All in all I think detecting malicious hosts might be the only valuable idea here, and I think that can fit under an existing community tool rather than its own.

If you can give arguments to advocate why you think your ideas would benefit Sia and I might be wrong, feel free to post them.

At this time, I personally don’t support this proposal.

– A Sia community developer

Thank you for your feedback. I understand your concerns and would like to clarify how Fraudy can strengthen Sia’s security.

While Sia contracts are simpler than EVM contracts, they can still be abused (e.g., fake storage commitments, disappearing hosts, contract manipulation). A system that is safe today may become vulnerable with a 0-day exploit in the future, making proactive monitoring essential.

While high-frequency withdrawals may not apply, wallet draining, contract fraud, and collusion attacks remain valid threats.

Host fraud detection is a key focus, but renter-side fraud and storage abuse should also be addressed, including:

  • Free Storage Abuse: Renters creating multiple accounts to exploit free storage.
  • Zero Data Upload Scam: Renters creating contracts but never uploading files.
  • Repeated Contract Cancellations: Frequent contract creations/cancellations to manipulate pricing.
  • Storage Overload Attack: Uploading massive data and deleting it to disrupt hosts.

Wallet draining is something that’s effectively social engineering and way more applicable in smart contract nets with browser extension wallets. That is not something I see a concern outside users entering their seed phrase to a phishing site.

Contract fraud I think likely just falls under malicious hosts. and collusion I personally don’t see a concern right now.

  • Free Storage Abuse: Renters creating multiple accounts to exploit free storage. → there is no one or way to get free storage unless your a centralized portal offering it to users, then its the portals obligation to police that.
  • Sia is pay as you go. You upload data and pay for that as you use it. If you create a contract for data but never upload in the month… you just get your money back…
  • Contract cancellations aren’t a thing AFAIK. You create a contract for a time period and lock money into it. That contract expires, you get whats unused.
  • Storage overload to me sounds theoretical at this point, and uploading actually costs the renter, so the hosts are making money off that attack, assuming they set an upload price. If they don’t… they can simply increase their prices to discourage that behavior.

I agree with PCFreak in many points. There is simply no free storage on Sia. And zero data upload isn’t a scam. It’s like you buy an entry pass for a gym and never use it, it doesn’t hurt anyone (well, except the cases when the hosts lock in excessive collateral, but that can be regulated).

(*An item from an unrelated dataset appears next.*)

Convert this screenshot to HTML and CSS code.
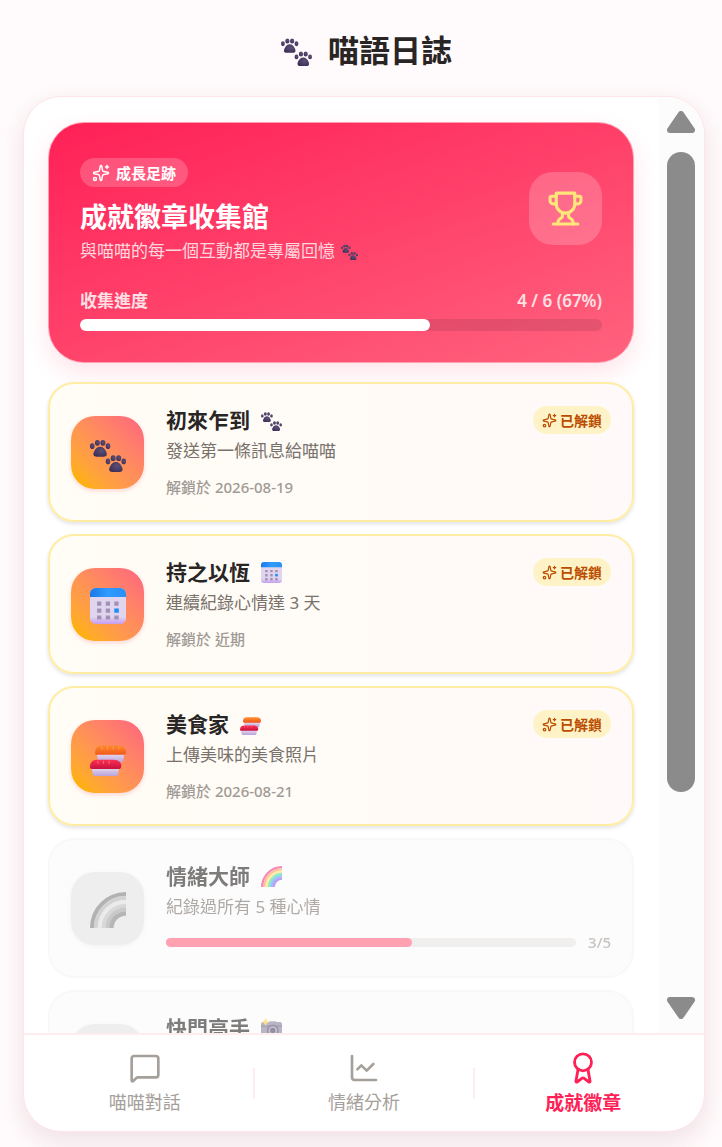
FILE: index.html
```html
<!DOCTYPE html>
<html lang="zh-Hant">
<head>
	<meta charset="utf-8">
	<meta name="viewport" content="width=device-width, initial-scale=1">
	<title>喵語日誌</title>
<link rel="stylesheet" href="styles.css">
</head>
<body>
<svg class="defs" aria-hidden="true">
    <defs>
        <radialGradient id="pawfill" cx="0.6" cy="0.4" r="0.7">
            <stop offset="0" stop-color="#5d5176"/>
            <stop offset="1" stop-color="#3b2c55"/>
        </radialGradient>
        <linearGradient id="caltop" x1="0" y1="0" x2="1" y2="0">
            <stop offset="0" stop-color="#1a78e8"/>
            <stop offset="0.5" stop-color="#2f9bff"/>
            <stop offset="1" stop-color="#2a8ef5"/>
        </linearGradient>
        <linearGradient id="calbody" x1="0" y1="0" x2="0" y2="1">
            <stop offset="0.8" stop-color="#e0d5ee"/>
            <stop offset="1" stop-color="#c79cf0"/>
        </linearGradient>
        <linearGradient id="rice" x1="0" y1="0" x2="0" y2="1">
            <stop offset="0" stop-color="#e6dcee"/>
            <stop offset="1" stop-color="#b9a2dc"/>
        </linearGradient>
        <linearGradient id="salmon" x1="0" y1="0" x2="0" y2="1">
            <stop offset="0" stop-color="#ff8a2a"/>
            <stop offset="1" stop-color="#f2571c"/>
        </linearGradient>
        <linearGradient id="tuna" x1="0" y1="0" x2="0" y2="1">
            <stop offset="0" stop-color="#fb2f52"/>
            <stop offset="1" stop-color="#c9123f"/>
        </linearGradient>
    </defs>
    <symbol id="paw" viewBox="0 0 32 32">
        <g id="onepaw" fill="url(#pawfill)">
            <ellipse cx="2" cy="9" rx="2" ry="2.5"/>
            <ellipse cx="6.6" cy="6.1" rx="2.2" ry="2.6"/>
            <ellipse cx="11.5" cy="6.1" rx="2.2" ry="2.6"/>
            <ellipse cx="16" cy="9" rx="2" ry="2.5"/>
            <path d="M9 9.600c2.600 0 3.800 1.600 4.800 3.200 1.400 2.100 1.400 3.700.7 4.700-.8 1-2.500.9-5.500.9s-4.700.1-5.500-.9c-.7-1-.7-2.600.7-4.700 1-1.600 2.200-3.200 4.800-3.200z"/>
        </g>
        <use href="#onepaw" x="14" y="13.600"/>
    </symbol>
    <symbol id="calendar" viewBox="0 0 32 32">
        <rect width="32" height="32" rx="5" fill="url(#calbody)"/>
        <path d="M0 8V5a5 5 0 0 1 5-5h22a5 5 0 0 1 5 5v3z" fill="url(#caltop)"/>
        <path fill="#a291b5" d="M6.300 12h3.800v3.800H6.300zM14 12h3.800v3.800H14zM21.600 12h3.800v3.800h-3.800zM6.300 18.200h3.800V22H6.300zM14 18.200h3.800V22H14zM6.300 24.400h3.800v3.600H6.300zM14 24.400h3.800v3.600H14zM21.600 24.400h3.800v3.600h-3.800z"/>
        <path fill="#1f8cf5" d="M21.600 18.200h4V22h-4z"/>
    </symbol>
    <symbol id="sushi" viewBox="0 0 32 32">
        <path d="M6 12h24.500l-1 6.500a2 2 0 0 1-2 1.500H9a2 2 0 0 1-2-1.500z" fill="url(#rice)"/>
        <path d="M4.500 11.500C4.500 7 7 5 11 5h14c4.500 0 7 2 7 5.500 0 2-1 2.700-3 2.700H6.500c-1.400 0-2-.5-2-1.700z" fill="url(#salmon)"/>
        <path d="M10.500 6v2.500M15.500 6v2.500M20.500 6v2.500M25.500 6v2.500" stroke="#ff9a50" stroke-width="1" fill="none"/>
        <path d="M1.500 24.500H26L25 30.500a2 2 0 0 1-2 1.500H4.500a2 2 0 0 1-2-1.500z" fill="url(#rice)"/>
        <path d="M0 24c0-4.500 2.500-6.500 6.500-6.500h14c4.500 0 7.300 2 7.300 5.500 0 2-1 2.700-3 2.700H2c-1.400 0-2-.5-2-1.700z" fill="url(#tuna)"/>
        <path d="M7 18.500v2.500M12 18.500v2.500M17 18.500v2.500" stroke="#ff6580" stroke-width="1" fill="none"/>
    </symbol>
    <symbol id="rainbow" viewBox="0 0 32 32">
        <g fill="none">
            <path d="M1.800 32A30.200 30.200 0 0 1 32 1.800" stroke="#f2388f" stroke-width="3.600"/>
            <path d="M5.200 32A26.800 26.800 0 0 1 32 5.200" stroke="#ff9a5c" stroke-width="3.600"/>
            <path d="M8.700 32A23.300 23.300 0 0 1 32 8.700" stroke="#ffe16b" stroke-width="3.800"/>
            <path d="M12.200 32A19.800 19.800 0 0 1 32 12.200" stroke="#4cd9a0" stroke-width="3.600"/>
            <path d="M15.500 32A16.500 16.500 0 0 1 32 15.500" stroke="#4aa5f0" stroke-width="3.400"/>
            <path d="M19 32A13 13 0 0 1 32 19" stroke="#8a5cf0" stroke-width="4"/>
        </g>
    </symbol>
    <symbol id="camera" viewBox="0 0 32 32">
        <path d="M11 8l2-3h10l2 3z" fill="#8d87a0"/>
        <rect y="6" width="32" height="24" rx="3" fill="#8b84a0"/>
        <path d="M0 11h32v3H0z" fill="#736a88"/>
        <circle cx="18" cy="19" r="9" fill="#5a5170"/>
        <circle cx="18" cy="19" r="6.500" fill="#a19bb5"/>
        <circle cx="18" cy="19" r="4" fill="#4b4263"/>
        <path d="M7 0l2 4 4 2-4 2-2 4-2-4-4-2 4-2z" fill="#ffd04a"/>
    </symbol>
    <symbol id="sparkles" viewBox="0 0 24 24">
        <path d="M11.017 2.814a1 1 0 0 1 1.966 0l1.051 5.558a2 2 0 0 0 1.594 1.594l5.558 1.051a1 1 0 0 1 0 1.966l-5.558 1.051a2 2 0 0 0-1.594 1.594l-1.051 5.558a1 1 0 0 1-1.966 0l-1.051-5.558a2 2 0 0 0-1.594-1.594l-5.558-1.051a1 1 0 0 1 0-1.966l5.558-1.051a2 2 0 0 0 1.594-1.594z"/>
        <path d="M20 2v4M22 4h-4"/>
        <circle cx="4" cy="20" r="2"/>
    </symbol>
</svg>

<div class="main">
    <header class="header">
        <svg class="headpaw"><use href="#paw"/></svg>
        <h1 class="heads">喵語日誌</h1>
    </header>

    <div class="phone">
        <div class="content">
            <div class="scroller">
                <section class="hero">
                    <div class="herotop">
                        <div class="herotext">
                            <span class="pill"><svg class="line"><use href="#sparkles"/></svg>成長足跡</span>
                            <h2>成就徽章收集館</h2>
                            <p>與喵喵的每一個互動都是專屬回憶 <svg class="tinypaw"><use href="#paw"/></svg></p>
                        </div>
                        <div class="trophy">
                            <svg class="line" viewBox="0 0 24 24">
                                <path d="M6 9H4a2 2 0 0 1-2-2V5a1 1 0 0 1 1-1h3M18 9h2a2 2 0 0 0 2-2V5a1 1 0 0 0-1-1h-3M4 22h16"/>
                                <path d="M10 14.660V17c0 .55-.47.98-.97 1.210C7.850 18.750 7 20.240 7 22M14 14.660V17c0 .55.47.98.97 1.210C16.150 18.750 17 20.240 17 22"/>
                                <path d="M18 2H6v7a6 6 0 0 0 12 0V2z"/>
                            </svg>
                        </div>
                    </div>
                    <div class="herocount"><span>收集進度</span><span>4 / 6 (67%)</span></div>
                    <div class="herobar"><div class="fill" style="width: 67%"></div></div>
                </section>

                <div class="cards">
                    <article class="card">
                        <div class="tile"><svg><use href="#paw"/></svg></div>
                        <div class="info">
                            <div class="row">
                                <h3>初來乍到 <svg><use href="#paw"/></svg></h3>
                                <span class="badge"><svg class="line"><use href="#sparkles"/></svg>已解鎖</span>
                            </div>
                            <p class="desc">發送第一條訊息給喵喵</p>
                            <p class="date">解鎖於 2026-08-19</p>
                        </div>
                    </article>

                    <article class="card">
                        <div class="tile"><svg><use href="#calendar"/></svg></div>
                        <div class="info">
                            <div class="row">
                                <h3>持之以恆 <svg><use href="#calendar"/></svg></h3>
                                <span class="badge"><svg class="line"><use href="#sparkles"/></svg>已解鎖</span>
                            </div>
                            <p class="desc">連續紀錄心情達 3 天</p>
                            <p class="date">解鎖於 近期</p>
                        </div>
                    </article>

                    <article class="card">
                        <div class="tile"><svg><use href="#sushi"/></svg></div>
                        <div class="info">
                            <div class="row">
                                <h3>美食家 <svg><use href="#sushi"/></svg></h3>
                                <span class="badge"><svg class="line"><use href="#sparkles"/></svg>已解鎖</span>
                            </div>
                            <p class="desc">上傳美味的美食照片</p>
                            <p class="date">解鎖於 2026-08-21</p>
                        </div>
                    </article>

                    <article class="card locked">
                        <div class="tile"><svg><use href="#rainbow"/></svg></div>
                        <div class="info">
                            <div class="row">
                                <h3>情緒大師 <svg><use href="#rainbow"/></svg></h3>
                            </div>
                            <p class="desc">紀錄過所有 5 種心情</p>
                            <div class="progress">
                                <div class="bar"><div class="fill" style="width: 60%"></div></div>
                                <span>3/5</span>
                            </div>
                        </div>
                    </article>

                    <article class="card locked">
                        <div class="tile"><svg><use href="#camera"/></svg></div>
                        <div class="info">
                            <div class="row">
                                <h3>快門高手 <svg><use href="#camera"/></svg></h3>
                            </div>
                        </div>
                    </article>
                </div>
            </div>

            <div class="scrollbar" aria-hidden="true">
                <svg viewBox="0 0 28 22"><path d="M14 3L25 19H3z"/></svg>
                <div class="track"><div class="thumb"></div></div>
                <svg viewBox="0 0 28 22"><path d="M14 19L25 3H3z"/></svg>
            </div>
        </div>

        <nav class="tabs">
            <button type="button">
                <svg class="line" viewBox="0 0 24 24"><path d="M22 17a2 2 0 0 1-2 2H6.828a2 2 0 0 0-1.414.586l-2.202 2.202A.71.71 0 0 1 2 21.286V5a2 2 0 0 1 2-2h16a2 2 0 0 1 2 2z"/></svg>
                喵喵對話
            </button>
            <div class="divider"></div>
            <button type="button">
                <svg class="line" viewBox="0 0 24 24"><path d="M3 3v16a2 2 0 0 0 2 2h16M19 9l-5 5-4-4-3 3"/></svg>
                情緒分析
            </button>
            <div class="divider"></div>
            <button type="button" class="active">
                <svg class="line" viewBox="0 0 24 24"><path d="m15.477 12.890 1.515 8.526a.5.5 0 0 1-.81.47l-3.580-2.687a1 1 0 0 0-1.197 0l-3.586 2.686a.5.5 0 0 1-.81-.469l1.514-8.526"/><circle cx="12" cy="8" r="6"/></svg>
                成就徽章
            </button>
        </nav>
    </div>
</div>
</body>
</html>
```
FILE: styles.css
```css
*{
    box-sizing: border-box;
}
body {
    margin: 0;
    font-family: "Noto Sans", "Noto Sans CJK TC", sans-serif;
    background: #fffafb;
    color: #292524;
}
h1, h2, h3, p{
    margin: 0;
}
svg{
    display: block;
    flex-shrink: 0;
}
.defs{
    position: absolute;
    width: 0;
    height: 0;
}
.line{
    fill: none;
    stroke: currentColor;
    stroke-width: 2;
    stroke-linecap: round;
    stroke-linejoin: round;
}
.main{
    display: flex;
    flex-direction: column;
    height: 100vh;
    padding: 0 17px 15px 23px;
}
.header{
    display: flex;
    justify-content: center;
    align-items: center;
    gap: 16px;
    height: 96px;
    padding-top: 4px;
    padding-left: 5px;
    flex-shrink: 0;
}
.headpaw{
    width: 31px;
    height: 31px;
}
.heads{
    font-size: 31px;
    line-height: 40px;
}

/* white frame */
.phone{
    display: flex;
    flex-direction: column;
    flex: 1;
    min-height: 0;
    overflow: hidden;
    background: #fff;
    border: 1px solid #ffe4e8;
    border-radius: 38px;
    box-shadow: 0 12px 24px rgba(110, 30, 60, 0.08), 0 4px 30px rgba(120, 40, 70, 0.03);
}
.content{
    display: flex;
    flex: 1;
    min-height: 0;
}
.scroller{
    flex: 1;
    min-width: 0;
    padding: 25px 24px;
    overflow-y: auto;
    scrollbar-width: none;
}

/* hero */
.hero{
    padding: 31px;
    border: 1px solid #ff9fb0;
    border-radius: 36px;
    background: linear-gradient(160deg, #ff2056, #ff637e);
    background-origin: border-box;
    color: #fff;
    box-shadow: 0 10px 24px rgba(255, 32, 86, 0.12);
}
.herotop{
    display: flex;
    justify-content: space-between;
    align-items: center;
}
.pill{
    display: inline-flex;
    align-items: center;
    gap: 6px;
    height: 29px;
    margin: 4px 0 13px;
    padding: 0 12px;
    border-radius: 15px;
    background: rgba(255, 255, 255, 0.2);
    font-size: 15px;
    font-weight: 600;
    vertical-align: top;
}
.pill svg{
    width: 18px;
    height: 18px;
}
.hero h2{
    font-size: 27px;
    line-height: 34px;
}
.hero p{
    display: flex;
    align-items: center;
    gap: 6px;
    margin-top: 5px;
    font-size: 17px;
    line-height: 24px;
    color: #ffd6dd;
}
.tinypaw{
    width: 17px;
    height: 17px;
}
.trophy{
    display: flex;
    justify-content: center;
    align-items: center;
    width: 73px;
    height: 73px;
    border-radius: 24px;
    background: rgba(255, 255, 255, 0.2);
    color: #ffe67a;
}
.trophy svg{
    width: 37px;
    height: 37px;
}
.herocount{
    display: flex;
    justify-content: space-between;
    margin-top: 26px;
    font-size: 17px;
    font-weight: 600;
    line-height: 24px;
    color: #ffe0e5;
}
.herobar{
    height: 12px;
    margin-top: 6px;
    border-radius: 6px;
    background: rgba(120, 50, 70, 0.2);
}
.fill{
    height: 100%;
    border-radius: 6px;
    background: #fff;
}

/* badge cards */
.cards{
    display: grid;
    gap: 12px;
    margin-top: 19px;
}
.card{
    display: flex;
    align-items: center;
    gap: 22px;
    min-height: 140px;
    padding: 22px 21px;
    border: 2px solid #ffeda6;
    border-radius: 26px;
    background: linear-gradient(to right, #fffdf5, #fff9f9);
    box-shadow: 0 2px 4px rgba(0, 0, 0, 0.12);
}
.tile{
    display: flex;
    justify-content: center;
    align-items: center;
    flex-shrink: 0;
    width: 73px;
    height: 73px;
    padding-top: 3px;
    border-radius: 24px;
    background: linear-gradient(to top right in oklab, #ffb000 10%, #ff637e);
    box-shadow: 0 2px 4px rgba(255, 60, 90, 0.2);
}
.tile svg{
    width: 36px;
    height: 36px;
}
.info{
    flex: 1;
    align-self: flex-start;
    min-width: 0;
}
.row{
    display: flex;
    justify-content: space-between;
    align-items: center;
}
.row h3{
    display: flex;
    align-items: center;
    gap: 11px;
    font-size: 21px;
    line-height: 28px;
}
.row h3 svg{
    width: 21px;
    height: 21px;
}
.badge{
    display: flex;
    align-items: center;
    gap: 3px;
    height: 28px;
    padding: 0 9px;
    border-radius: 14px;
    background: #fef3c6;
    color: #bb4d00;
    font-size: 14px;
    font-weight: 600;
}
.badge svg{
    width: 15px;
    height: 15px;
}
.desc{
    margin-top: 5px;
    font-size: 17px;
    line-height: 24px;
    color: #79716b;
}
.date{
    margin-top: 13px;
    font-size: 15px;
    font-weight: 500;
    line-height: 22px;
    color: #a09a95;
}
.locked{
    border-color: #f5f5f4;
    background: #fbfbfb;
    box-shadow: none;
    opacity: 0.6;
}
.locked .tile{
    background: #e4e4e4;
    box-shadow: 0 1px 4px rgba(0, 0, 0, 0.08);
}
.locked .tile svg{
    filter: grayscale(1);
    opacity: 0.8;
}
.progress{
    display: flex;
    align-items: center;
    gap: 12px;
    margin-top: 12px;
    font-size: 15px;
    font-weight: 500;
    line-height: 22px;
    color: #a09a95;
}
.bar{
    flex: 1;
    height: 9px;
    border-radius: 5px;
    background: #e7e5e4;
}
.bar .fill{
    background: #ff637e;
}

/* scrollbar */
.scrollbar{
    display: flex;
    flex-direction: column;
    align-items: center;
    flex-shrink: 0;
    width: 46px;
    padding: 14px 0;
    background: #fcfcfc;
}
.scrollbar svg{
    width: 28px;
    height: 22px;
    fill: #8b8b8b;
    stroke: #8b8b8b;
    stroke-width: 6;
    stroke-linejoin: round;
}
.track{
    flex: 1;
    width: 28px;
    margin: 19px 0;
}
.thumb{
    height: 77.5%;
    border-radius: 14px;
    background: #8b8b8b;
}

/* bottom tabs */
.tabs{
    display: flex;
    align-items: center;
    flex-shrink: 0;
    height: 98px;
    padding: 0 12px;
    border-top: 2px solid #ffecee;
}
.tabs button{
    display: flex;
    flex-direction: column;
    align-items: center;
    flex: 1;
    gap: 5px;
    padding: 0;
    border: none;
    background: none;
    font-family: inherit;
    font-size: 18px;
    line-height: 26px;
    color: #a6a09b;
    cursor: pointer;
}
.tabs svg{
    width: 32px;
    height: 32px;
}
.tabs .active{
    font-size: 19px;
    font-weight: 600;
    color: #ff2056;
}
.tabs .active svg{
    width: 34px;
    height: 34px;
}
.divider{
    width: 2px;
    height: 31px;
    background: #ffecee;
}
```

While I, as a developer, could potentially be interested in detecting malicious hosts for HostScore, this project is completed, and I’m not going to apply for a funding any time soon, so you’d have to apply for a separate grant.

I’ll let the others judge if the network needs a detection of any security breaches, but I would question the usefulness of such, because in many cases, these are detected when they have already happened and it’s too late.

Thanks for your proposal to The Sia Foundation Grants Program.

After review, the committee has decided to reject your proposal citing the following reasons:

  • The Sia network doesn’t have a lot of need for this, or ability for something like this to function correctly.
  • We’re not entirely sure what fraud this could uncover on the network. Many of the items listed in your proposal are not relevant fraud avenues for Sia. If you can point to Sia-specific items that could be detected that would be helpful for the committee to understand better.

We’ll be moving this to the Rejected section of the forum. Thanks again for your proposal, and you’re always welcome to submit new requests if you feel you can address the committee’s concerns.